*STATED GOAL*:
Reproduce the listing exactly and skip over any pictures.

*SUPPLIED INFORMATION*:
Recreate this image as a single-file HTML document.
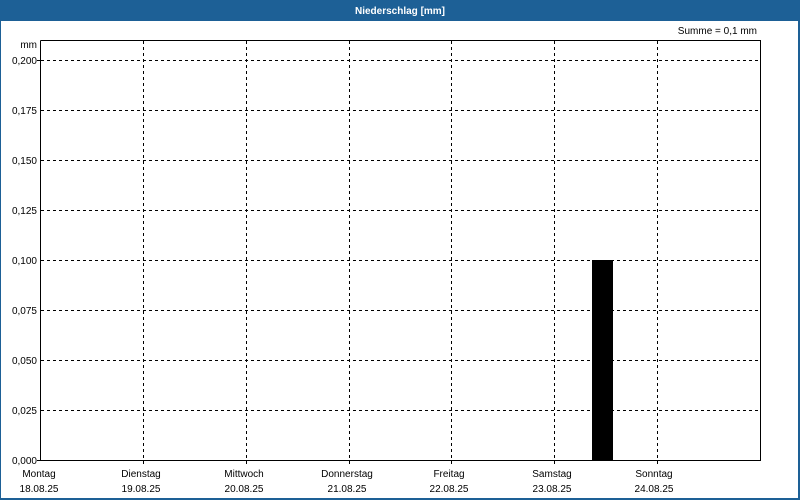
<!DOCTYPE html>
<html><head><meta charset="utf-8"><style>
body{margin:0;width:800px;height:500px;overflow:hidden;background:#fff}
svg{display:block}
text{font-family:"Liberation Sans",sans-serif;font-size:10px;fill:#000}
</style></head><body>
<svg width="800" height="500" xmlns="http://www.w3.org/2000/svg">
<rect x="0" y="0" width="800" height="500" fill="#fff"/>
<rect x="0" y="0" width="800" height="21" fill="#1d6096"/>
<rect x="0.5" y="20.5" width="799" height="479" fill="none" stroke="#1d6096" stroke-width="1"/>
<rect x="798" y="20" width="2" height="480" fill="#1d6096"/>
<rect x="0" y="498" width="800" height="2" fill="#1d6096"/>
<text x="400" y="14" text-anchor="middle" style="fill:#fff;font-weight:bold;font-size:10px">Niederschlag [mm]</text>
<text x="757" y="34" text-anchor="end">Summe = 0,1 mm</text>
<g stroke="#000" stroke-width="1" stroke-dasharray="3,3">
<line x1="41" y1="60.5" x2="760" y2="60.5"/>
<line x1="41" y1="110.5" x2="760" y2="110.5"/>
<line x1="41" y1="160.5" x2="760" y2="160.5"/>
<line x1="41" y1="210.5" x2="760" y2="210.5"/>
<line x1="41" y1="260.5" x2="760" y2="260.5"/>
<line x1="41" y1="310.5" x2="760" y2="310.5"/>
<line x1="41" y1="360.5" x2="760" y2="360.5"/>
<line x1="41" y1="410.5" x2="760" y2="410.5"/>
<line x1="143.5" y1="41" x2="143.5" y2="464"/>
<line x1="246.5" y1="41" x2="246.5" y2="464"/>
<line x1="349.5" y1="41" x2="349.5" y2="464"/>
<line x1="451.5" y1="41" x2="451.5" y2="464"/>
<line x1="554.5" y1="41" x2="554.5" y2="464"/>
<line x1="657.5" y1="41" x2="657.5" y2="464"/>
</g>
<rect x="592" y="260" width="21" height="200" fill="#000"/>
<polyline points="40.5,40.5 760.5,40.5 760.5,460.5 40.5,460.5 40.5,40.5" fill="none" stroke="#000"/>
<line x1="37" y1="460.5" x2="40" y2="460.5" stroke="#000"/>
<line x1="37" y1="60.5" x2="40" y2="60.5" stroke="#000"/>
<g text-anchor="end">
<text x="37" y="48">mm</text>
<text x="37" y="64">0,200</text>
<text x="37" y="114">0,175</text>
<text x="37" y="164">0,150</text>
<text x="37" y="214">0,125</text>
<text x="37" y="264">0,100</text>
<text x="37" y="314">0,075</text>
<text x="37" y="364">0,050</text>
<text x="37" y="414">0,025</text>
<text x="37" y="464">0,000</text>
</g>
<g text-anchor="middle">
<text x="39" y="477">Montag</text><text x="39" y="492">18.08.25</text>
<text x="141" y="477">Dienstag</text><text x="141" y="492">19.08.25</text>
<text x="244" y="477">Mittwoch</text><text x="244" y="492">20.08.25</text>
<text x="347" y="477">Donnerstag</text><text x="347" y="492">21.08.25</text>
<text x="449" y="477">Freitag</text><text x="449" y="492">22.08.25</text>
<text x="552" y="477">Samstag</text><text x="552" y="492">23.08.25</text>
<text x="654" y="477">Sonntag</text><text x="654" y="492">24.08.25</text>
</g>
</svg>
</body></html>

*OUTPUT FOR THIS TASK*:
Recreate this image as a single-file HTML document.
<!DOCTYPE html>
<html><head><meta charset="utf-8"><style>
body{margin:0;width:800px;height:500px;overflow:hidden;background:#fff}
svg{display:block}
text{font-family:"Liberation Sans",sans-serif;font-size:10px;fill:#000}
</style></head><body>
<svg width="800" height="500" xmlns="http://www.w3.org/2000/svg">
<rect x="0" y="0" width="800" height="500" fill="#fff"/>
<rect x="0" y="0" width="800" height="21" fill="#1d6096"/>
<rect x="0.5" y="20.5" width="799" height="479" fill="none" stroke="#1d6096" stroke-width="1"/>
<rect x="798" y="20" width="2" height="480" fill="#1d6096"/>
<rect x="0" y="498" width="800" height="2" fill="#1d6096"/>
<text x="400" y="14" text-anchor="middle" style="fill:#fff;font-weight:bold;font-size:10px">Niederschlag [mm]</text>
<text x="757" y="34" text-anchor="end">Summe = 0,1 mm</text>
<g stroke="#000" stroke-width="1" stroke-dasharray="3,3">
<line x1="41" y1="60.5" x2="760" y2="60.5"/>
<line x1="41" y1="110.5" x2="760" y2="110.5"/>
<line x1="41" y1="160.5" x2="760" y2="160.5"/>
<line x1="41" y1="210.5" x2="760" y2="210.5"/>
<line x1="41" y1="260.5" x2="760" y2="260.5"/>
<line x1="41" y1="310.5" x2="760" y2="310.5"/>
<line x1="41" y1="360.5" x2="760" y2="360.5"/>
<line x1="41" y1="410.5" x2="760" y2="410.5"/>
<line x1="143.5" y1="41" x2="143.5" y2="464"/>
<line x1="246.5" y1="41" x2="246.5" y2="464"/>
<line x1="349.5" y1="41" x2="349.5" y2="464"/>
<line x1="451.5" y1="41" x2="451.5" y2="464"/>
<line x1="554.5" y1="41" x2="554.5" y2="464"/>
<line x1="657.5" y1="41" x2="657.5" y2="464"/>
</g>
<rect x="592" y="260" width="21" height="200" fill="#000"/>
<polyline points="40.5,40.5 760.5,40.5 760.5,460.5 40.5,460.5 40.5,40.5" fill="none" stroke="#000"/>
<line x1="37" y1="460.5" x2="40" y2="460.5" stroke="#000"/>
<line x1="37" y1="60.5" x2="40" y2="60.5" stroke="#000"/>
<g text-anchor="end">
<text x="37" y="48">mm</text>
<text x="37" y="64">0,200</text>
<text x="37" y="114">0,175</text>
<text x="37" y="164">0,150</text>
<text x="37" y="214">0,125</text>
<text x="37" y="264">0,100</text>
<text x="37" y="314">0,075</text>
<text x="37" y="364">0,050</text>
<text x="37" y="414">0,025</text>
<text x="37" y="464">0,000</text>
</g>
<g text-anchor="middle">
<text x="39" y="477">Montag</text><text x="39" y="492">18.08.25</text>
<text x="141" y="477">Dienstag</text><text x="141" y="492">19.08.25</text>
<text x="244" y="477">Mittwoch</text><text x="244" y="492">20.08.25</text>
<text x="347" y="477">Donnerstag</text><text x="347" y="492">21.08.25</text>
<text x="449" y="477">Freitag</text><text x="449" y="492">22.08.25</text>
<text x="552" y="477">Samstag</text><text x="552" y="492">23.08.25</text>
<text x="654" y="477">Sonntag</text><text x="654" y="492">24.08.25</text>
</g>
</svg>
</body></html>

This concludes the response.